I am thinking about simultaneously working on an obverse and reverse tree as a beginner, with German in my case. I can scale how many levels and crowns I go for as well as recursive depth based on how much time and effort that I have/want to put into the task. I like the idea of working simultaneously with two partially known languages. In my case, French is the only to-me-unknown option ready for a reverse German tree, but it is a language that I repeatedly show inclinations toward, so that works for me. I have been trying out a similar approach with deepl for translation (using it with two partially unknown languages), and I find that the net impact strikes a nice balance. With German on the input (a beginner language for me) and looking at the French translation (A0, unknown, but cat 1 for me), what I notice is that I don't lean too much on the translation as a crutch to decipher German. Sometimes the German is easier to read and other times the French, but between the two of them, I ought to be able to figure it out.

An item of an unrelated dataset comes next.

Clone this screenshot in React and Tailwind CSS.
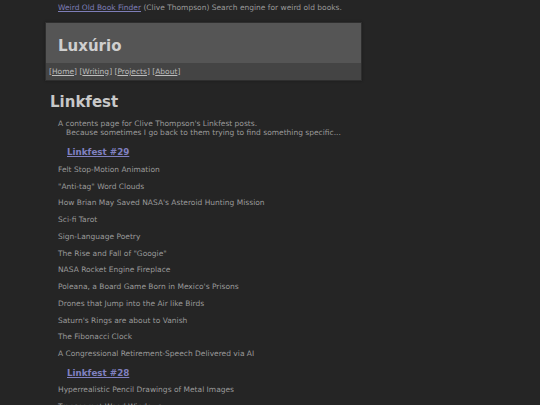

I think Duolingo works well for people who prefer a bit of uncertainty and what I want to try extends that just a little, but not past any breaking points. I have a pretty high tolerance for uncertainty and seek it even.
For my German tree, I am doing it as a reverse Spanish tree which is nice to help me maintain ES.
Thanks for mentioning the pyramid approach. How you walk the nodes of each tree has many interesting possibilities. Good choice of data structure for the main interface.